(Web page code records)
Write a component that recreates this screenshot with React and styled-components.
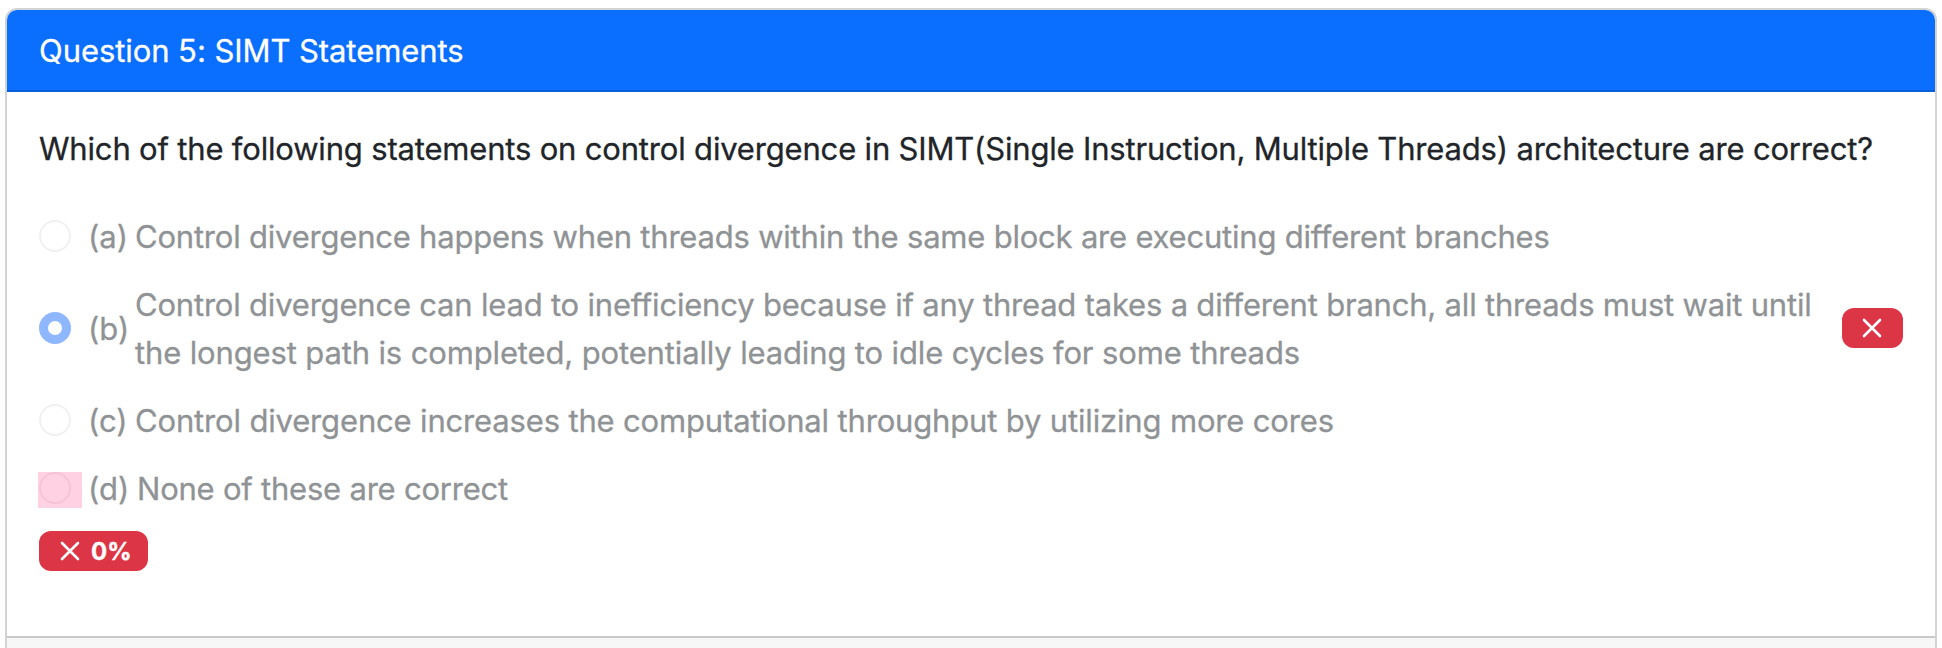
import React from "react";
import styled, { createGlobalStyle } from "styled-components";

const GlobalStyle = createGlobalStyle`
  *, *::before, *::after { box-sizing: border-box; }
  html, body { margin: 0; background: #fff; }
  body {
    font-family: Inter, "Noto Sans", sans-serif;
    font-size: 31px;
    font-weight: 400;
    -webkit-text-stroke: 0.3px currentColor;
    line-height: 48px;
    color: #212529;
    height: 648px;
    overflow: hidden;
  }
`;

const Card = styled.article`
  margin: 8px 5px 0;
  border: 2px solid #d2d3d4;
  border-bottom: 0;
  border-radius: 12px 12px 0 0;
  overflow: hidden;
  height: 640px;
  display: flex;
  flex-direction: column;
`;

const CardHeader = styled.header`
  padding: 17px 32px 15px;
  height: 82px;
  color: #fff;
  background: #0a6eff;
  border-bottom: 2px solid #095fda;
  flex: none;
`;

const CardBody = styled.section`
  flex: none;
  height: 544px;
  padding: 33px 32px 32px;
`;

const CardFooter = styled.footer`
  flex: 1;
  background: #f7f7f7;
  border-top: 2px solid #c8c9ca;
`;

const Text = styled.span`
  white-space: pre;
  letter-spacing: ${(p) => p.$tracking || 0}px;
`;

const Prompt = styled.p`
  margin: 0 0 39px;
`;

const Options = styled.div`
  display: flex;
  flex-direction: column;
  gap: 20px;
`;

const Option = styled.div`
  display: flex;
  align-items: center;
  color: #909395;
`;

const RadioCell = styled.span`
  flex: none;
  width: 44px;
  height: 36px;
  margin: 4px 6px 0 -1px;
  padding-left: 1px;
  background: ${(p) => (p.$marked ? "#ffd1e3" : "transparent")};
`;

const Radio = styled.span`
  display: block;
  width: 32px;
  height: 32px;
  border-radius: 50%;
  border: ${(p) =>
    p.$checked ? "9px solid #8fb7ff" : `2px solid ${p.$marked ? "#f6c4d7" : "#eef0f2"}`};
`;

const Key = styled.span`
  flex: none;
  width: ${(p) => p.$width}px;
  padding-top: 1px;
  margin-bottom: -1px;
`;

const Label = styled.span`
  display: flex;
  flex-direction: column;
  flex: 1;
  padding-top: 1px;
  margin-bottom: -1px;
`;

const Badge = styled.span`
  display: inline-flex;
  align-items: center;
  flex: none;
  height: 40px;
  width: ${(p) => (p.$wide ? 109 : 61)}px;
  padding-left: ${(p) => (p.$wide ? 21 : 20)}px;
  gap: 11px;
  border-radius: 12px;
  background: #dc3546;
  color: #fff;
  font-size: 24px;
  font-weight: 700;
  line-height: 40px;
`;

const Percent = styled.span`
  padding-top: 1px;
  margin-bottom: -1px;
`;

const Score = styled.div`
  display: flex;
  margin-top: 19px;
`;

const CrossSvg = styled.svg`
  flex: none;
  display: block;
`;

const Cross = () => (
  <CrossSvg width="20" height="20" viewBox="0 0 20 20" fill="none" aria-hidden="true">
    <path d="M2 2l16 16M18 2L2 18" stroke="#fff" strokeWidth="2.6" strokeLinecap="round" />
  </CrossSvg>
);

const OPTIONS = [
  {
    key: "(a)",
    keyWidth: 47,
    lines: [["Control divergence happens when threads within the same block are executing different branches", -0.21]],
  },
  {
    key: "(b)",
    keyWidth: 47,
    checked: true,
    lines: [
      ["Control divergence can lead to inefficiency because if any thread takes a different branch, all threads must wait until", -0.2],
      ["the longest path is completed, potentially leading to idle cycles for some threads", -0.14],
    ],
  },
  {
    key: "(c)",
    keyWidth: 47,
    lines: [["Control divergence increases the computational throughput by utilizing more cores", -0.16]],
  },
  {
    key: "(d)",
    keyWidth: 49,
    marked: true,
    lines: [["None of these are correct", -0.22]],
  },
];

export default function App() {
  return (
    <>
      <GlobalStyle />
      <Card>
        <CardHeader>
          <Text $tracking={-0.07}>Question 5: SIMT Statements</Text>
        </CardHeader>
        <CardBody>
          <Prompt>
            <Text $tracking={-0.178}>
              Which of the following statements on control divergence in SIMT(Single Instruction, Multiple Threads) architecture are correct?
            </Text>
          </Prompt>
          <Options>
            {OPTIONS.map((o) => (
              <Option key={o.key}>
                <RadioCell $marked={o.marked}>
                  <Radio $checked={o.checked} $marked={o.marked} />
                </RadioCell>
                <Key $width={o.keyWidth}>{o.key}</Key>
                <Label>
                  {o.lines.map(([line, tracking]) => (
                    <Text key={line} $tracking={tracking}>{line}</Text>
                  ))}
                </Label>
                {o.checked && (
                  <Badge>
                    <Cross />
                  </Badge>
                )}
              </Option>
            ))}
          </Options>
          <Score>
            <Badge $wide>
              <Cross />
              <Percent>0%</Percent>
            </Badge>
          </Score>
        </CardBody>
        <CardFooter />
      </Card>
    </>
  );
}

==

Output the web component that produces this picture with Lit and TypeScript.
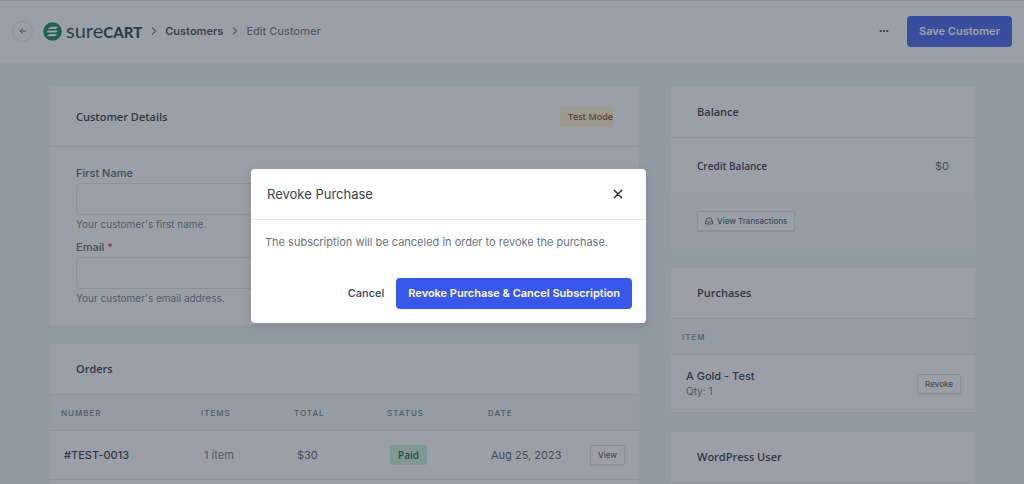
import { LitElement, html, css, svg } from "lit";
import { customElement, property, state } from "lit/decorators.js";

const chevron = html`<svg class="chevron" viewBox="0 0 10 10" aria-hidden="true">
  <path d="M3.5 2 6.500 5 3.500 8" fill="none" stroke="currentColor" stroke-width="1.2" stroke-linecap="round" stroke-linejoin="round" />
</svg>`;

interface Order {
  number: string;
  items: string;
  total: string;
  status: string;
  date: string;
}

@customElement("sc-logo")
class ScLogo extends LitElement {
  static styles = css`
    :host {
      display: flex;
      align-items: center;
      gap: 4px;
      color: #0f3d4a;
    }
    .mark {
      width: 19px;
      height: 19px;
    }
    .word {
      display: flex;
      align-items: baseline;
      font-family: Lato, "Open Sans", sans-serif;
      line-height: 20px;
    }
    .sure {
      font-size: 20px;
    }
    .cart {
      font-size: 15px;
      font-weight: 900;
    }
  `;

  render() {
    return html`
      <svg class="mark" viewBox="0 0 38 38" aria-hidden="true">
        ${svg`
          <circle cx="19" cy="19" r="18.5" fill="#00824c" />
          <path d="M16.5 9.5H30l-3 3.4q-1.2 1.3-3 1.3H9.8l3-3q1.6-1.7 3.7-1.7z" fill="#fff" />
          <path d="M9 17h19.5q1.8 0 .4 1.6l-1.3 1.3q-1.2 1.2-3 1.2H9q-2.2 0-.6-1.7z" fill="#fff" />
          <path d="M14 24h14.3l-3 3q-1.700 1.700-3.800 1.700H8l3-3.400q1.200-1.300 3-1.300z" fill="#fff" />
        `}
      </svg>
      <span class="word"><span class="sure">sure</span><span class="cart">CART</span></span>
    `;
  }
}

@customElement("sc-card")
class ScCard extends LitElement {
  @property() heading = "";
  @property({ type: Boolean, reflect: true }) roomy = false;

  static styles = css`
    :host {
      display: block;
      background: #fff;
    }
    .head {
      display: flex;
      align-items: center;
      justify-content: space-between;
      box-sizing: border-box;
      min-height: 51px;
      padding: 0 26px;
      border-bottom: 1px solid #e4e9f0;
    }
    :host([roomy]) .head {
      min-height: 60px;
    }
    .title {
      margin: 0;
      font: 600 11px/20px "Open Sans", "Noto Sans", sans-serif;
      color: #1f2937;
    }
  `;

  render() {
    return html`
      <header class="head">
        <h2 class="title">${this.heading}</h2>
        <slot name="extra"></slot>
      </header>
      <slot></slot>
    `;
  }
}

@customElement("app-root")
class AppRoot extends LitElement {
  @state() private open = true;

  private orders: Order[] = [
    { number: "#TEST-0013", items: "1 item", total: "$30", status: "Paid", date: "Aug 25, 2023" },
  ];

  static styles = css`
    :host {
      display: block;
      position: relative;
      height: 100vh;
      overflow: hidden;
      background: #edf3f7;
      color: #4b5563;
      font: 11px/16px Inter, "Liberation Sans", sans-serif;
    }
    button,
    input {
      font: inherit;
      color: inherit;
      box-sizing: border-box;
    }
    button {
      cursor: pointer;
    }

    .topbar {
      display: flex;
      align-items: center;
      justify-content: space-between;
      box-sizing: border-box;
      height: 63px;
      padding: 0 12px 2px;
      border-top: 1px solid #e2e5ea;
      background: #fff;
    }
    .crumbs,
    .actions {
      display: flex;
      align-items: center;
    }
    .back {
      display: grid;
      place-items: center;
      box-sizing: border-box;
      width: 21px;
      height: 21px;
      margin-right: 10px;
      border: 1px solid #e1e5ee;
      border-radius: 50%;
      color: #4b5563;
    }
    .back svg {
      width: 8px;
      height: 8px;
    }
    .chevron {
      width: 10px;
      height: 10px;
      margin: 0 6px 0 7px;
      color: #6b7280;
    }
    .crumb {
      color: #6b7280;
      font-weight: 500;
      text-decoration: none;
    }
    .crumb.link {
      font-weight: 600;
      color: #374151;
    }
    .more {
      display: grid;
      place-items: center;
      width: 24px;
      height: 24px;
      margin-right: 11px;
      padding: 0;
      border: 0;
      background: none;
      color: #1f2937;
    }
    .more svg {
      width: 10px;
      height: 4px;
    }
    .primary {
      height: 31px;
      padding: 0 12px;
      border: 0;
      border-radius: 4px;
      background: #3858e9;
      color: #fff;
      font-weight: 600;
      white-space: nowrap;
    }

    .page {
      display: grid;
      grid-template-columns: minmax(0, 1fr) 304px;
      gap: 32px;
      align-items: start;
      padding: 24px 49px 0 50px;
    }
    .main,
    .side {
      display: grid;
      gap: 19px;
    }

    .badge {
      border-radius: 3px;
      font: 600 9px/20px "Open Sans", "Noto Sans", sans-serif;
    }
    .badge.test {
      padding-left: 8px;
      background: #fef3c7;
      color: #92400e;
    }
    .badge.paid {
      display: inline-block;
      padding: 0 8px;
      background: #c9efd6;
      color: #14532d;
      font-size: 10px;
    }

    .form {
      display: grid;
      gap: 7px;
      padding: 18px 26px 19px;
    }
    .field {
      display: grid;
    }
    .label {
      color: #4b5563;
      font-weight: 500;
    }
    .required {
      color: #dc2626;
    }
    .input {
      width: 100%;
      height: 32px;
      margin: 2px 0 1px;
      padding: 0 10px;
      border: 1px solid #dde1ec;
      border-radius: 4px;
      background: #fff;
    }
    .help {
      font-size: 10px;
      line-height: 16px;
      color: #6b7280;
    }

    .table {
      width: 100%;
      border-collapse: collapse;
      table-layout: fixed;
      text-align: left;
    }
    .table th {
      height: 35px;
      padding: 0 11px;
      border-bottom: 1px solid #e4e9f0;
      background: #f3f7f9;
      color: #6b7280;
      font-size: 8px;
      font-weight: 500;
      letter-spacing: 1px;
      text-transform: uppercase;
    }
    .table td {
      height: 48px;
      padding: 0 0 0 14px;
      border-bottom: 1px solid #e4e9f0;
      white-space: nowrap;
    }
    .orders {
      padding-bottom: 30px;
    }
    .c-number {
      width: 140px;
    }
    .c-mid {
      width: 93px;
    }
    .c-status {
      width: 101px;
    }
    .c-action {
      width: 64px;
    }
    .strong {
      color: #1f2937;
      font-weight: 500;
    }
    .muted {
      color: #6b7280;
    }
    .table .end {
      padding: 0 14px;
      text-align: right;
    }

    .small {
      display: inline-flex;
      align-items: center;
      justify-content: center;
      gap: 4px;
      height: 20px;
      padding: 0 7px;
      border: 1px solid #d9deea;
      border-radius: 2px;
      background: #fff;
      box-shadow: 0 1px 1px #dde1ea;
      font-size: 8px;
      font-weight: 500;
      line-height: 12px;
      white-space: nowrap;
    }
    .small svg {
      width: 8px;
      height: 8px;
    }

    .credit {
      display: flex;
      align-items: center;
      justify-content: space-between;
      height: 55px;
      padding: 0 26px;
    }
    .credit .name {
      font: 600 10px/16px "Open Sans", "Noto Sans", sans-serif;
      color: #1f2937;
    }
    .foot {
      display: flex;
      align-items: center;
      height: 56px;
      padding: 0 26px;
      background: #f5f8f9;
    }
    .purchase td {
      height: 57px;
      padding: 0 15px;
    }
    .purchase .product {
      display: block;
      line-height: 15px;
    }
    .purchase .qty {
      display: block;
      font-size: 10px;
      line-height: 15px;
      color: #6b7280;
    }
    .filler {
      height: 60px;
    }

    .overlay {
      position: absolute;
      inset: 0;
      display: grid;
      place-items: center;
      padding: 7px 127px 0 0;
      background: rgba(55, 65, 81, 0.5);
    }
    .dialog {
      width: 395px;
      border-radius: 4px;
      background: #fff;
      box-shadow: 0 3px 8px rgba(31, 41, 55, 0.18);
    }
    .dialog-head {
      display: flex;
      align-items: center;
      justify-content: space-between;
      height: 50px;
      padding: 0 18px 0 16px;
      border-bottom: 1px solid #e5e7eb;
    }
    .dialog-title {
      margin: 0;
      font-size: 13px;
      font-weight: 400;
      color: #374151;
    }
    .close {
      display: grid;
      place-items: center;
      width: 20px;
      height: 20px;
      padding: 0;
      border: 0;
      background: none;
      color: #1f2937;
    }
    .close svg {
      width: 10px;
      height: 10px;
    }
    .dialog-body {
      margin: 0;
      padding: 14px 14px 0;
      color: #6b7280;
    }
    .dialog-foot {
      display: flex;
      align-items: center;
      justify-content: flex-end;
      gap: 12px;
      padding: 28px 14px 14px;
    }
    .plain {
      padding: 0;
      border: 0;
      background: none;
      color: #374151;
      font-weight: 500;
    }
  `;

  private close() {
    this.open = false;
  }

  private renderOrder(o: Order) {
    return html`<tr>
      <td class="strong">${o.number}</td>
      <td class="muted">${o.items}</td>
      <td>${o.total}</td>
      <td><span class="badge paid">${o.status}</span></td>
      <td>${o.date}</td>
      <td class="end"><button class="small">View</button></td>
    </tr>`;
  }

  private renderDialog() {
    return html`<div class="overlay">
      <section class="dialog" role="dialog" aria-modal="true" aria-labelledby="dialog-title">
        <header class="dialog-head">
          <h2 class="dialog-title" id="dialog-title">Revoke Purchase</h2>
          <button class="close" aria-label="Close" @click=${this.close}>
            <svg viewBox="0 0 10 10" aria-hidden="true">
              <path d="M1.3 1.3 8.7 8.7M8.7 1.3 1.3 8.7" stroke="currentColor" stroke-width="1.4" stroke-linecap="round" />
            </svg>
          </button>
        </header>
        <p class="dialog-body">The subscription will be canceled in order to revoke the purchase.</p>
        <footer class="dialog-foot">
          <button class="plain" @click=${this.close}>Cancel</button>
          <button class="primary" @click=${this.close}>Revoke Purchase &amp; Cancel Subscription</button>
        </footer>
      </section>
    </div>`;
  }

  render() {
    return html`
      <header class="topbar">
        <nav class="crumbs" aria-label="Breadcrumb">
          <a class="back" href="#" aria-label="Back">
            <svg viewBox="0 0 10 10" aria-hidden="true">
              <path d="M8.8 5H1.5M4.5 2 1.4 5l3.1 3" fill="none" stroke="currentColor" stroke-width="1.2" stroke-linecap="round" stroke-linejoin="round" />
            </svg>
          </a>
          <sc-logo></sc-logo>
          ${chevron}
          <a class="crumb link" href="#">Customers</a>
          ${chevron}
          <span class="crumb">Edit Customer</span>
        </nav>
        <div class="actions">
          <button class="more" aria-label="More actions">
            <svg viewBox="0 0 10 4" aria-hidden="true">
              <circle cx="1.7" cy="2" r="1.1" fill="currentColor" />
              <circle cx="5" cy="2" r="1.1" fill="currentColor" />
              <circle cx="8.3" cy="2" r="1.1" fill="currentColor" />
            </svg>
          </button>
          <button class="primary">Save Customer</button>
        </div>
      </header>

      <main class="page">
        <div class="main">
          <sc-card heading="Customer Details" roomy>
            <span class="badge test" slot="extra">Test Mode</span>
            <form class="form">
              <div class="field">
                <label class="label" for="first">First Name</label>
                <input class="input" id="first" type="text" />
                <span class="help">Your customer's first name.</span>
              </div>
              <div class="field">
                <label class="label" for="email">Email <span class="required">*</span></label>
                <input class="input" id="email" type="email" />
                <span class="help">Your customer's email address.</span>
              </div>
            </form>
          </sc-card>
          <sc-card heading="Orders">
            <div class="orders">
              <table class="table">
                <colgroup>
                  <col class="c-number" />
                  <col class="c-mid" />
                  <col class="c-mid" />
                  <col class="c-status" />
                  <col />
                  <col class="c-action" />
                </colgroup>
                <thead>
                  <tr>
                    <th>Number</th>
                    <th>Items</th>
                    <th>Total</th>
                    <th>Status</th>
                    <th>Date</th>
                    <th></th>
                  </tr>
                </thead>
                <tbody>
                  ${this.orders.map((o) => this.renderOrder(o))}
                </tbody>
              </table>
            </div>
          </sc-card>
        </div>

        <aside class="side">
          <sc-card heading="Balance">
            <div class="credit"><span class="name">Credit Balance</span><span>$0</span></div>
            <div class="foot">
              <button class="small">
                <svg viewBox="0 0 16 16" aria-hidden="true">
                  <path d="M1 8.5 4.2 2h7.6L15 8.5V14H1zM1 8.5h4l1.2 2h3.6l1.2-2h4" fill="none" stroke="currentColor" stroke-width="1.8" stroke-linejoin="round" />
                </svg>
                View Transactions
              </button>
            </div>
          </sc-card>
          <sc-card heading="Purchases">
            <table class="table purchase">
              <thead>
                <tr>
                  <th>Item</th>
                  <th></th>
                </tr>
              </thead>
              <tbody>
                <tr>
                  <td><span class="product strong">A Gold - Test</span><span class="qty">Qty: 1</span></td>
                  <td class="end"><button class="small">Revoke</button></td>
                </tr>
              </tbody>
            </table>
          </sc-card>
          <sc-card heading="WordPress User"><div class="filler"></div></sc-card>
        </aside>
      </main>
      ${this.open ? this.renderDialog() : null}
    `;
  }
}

» STATED EXERCISE
Extract every line above containing the word "that".

» WRITTEN RESPONSE
Write a component that recreates this screenshot with React and styled-components.
Output the web component that produces this picture with Lit and TypeScript.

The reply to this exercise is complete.